Rick Lubbers, a Grand Haven Web designer who runs Hitspring Interactive, lives aboard his classic 42-foot Chris-Craft boat in the summer and uses the Ottawa Wireless Wi-Fi network to manage "thousands of Web pages" while miles offshore from his marina. The wooden boat is equipped with a three-foot-tall antenna connected to a wireless modem, and the blanket coverage within the city allows him to meet with potential clients remotely and show them his work on his Wi-Fi equipped laptop, Lubbers says.

Tyler van Houwelingen, CEO of Ottawa Wireless, says his company has installed approximately 300 Proxim Wi-Fi access points and point-to-point radios to cover Grand Haven and provide service to boaters. The network uses Proxim's tri-mode Orinoco AP-4000 access points, which operate under the 802.11a/b/g Wi-Fi standards with backhaul to a fiber-optic Internet connection handled by Proxim's Tsunami MP.11a point-to-multipoint equipment.

Van Houwelingen says Ottawa Wireless offers Internet access only on the 802.11b Wi-Fi standard because he found the range "disappointing" with the 802.11g standard. The backhaul system operates on the 802.11a standard, van Houwelingen says. Ottawa Wireless charges $19.99 monthly for 256kbps service to a fixed desktop, and $24.99 monthly for mobile service to a laptop at the same speed. Ottawa Wireless sells 512kbps service for $44.99 monthly and 1MBps service for $84.99 monthly.

Next: Voice Support

Ottawa Wireless currently has ten beta users for its Wi-Fi-based VoIP service using phones from ZyXEL Communications.

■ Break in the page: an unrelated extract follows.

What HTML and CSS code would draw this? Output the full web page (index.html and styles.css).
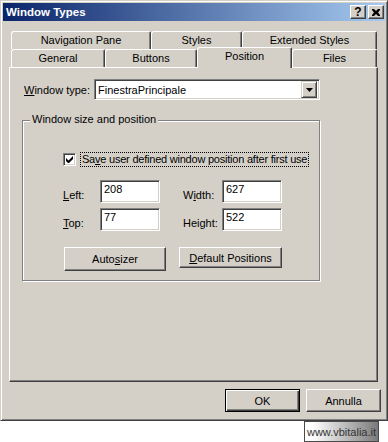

The company plans to start revenue service at a flat rate of $29.99 monthly for calls to anywhere in the U.S by the end of the summer, van Houwelingen says. He believes the service will take off when dual-mode cellular and Wi-Fi phones such as one recently introduced by Motorola hit the market.

Ottawa Wireless doesn't plan to stop with Grand Haven in providing a wide variety of wireless services, van Houwelingen says. The company has already started providing service from its base station antenna atop the power plant to nearby small towns such as Spring Lake, as well as the city of Muskegon, Michigan.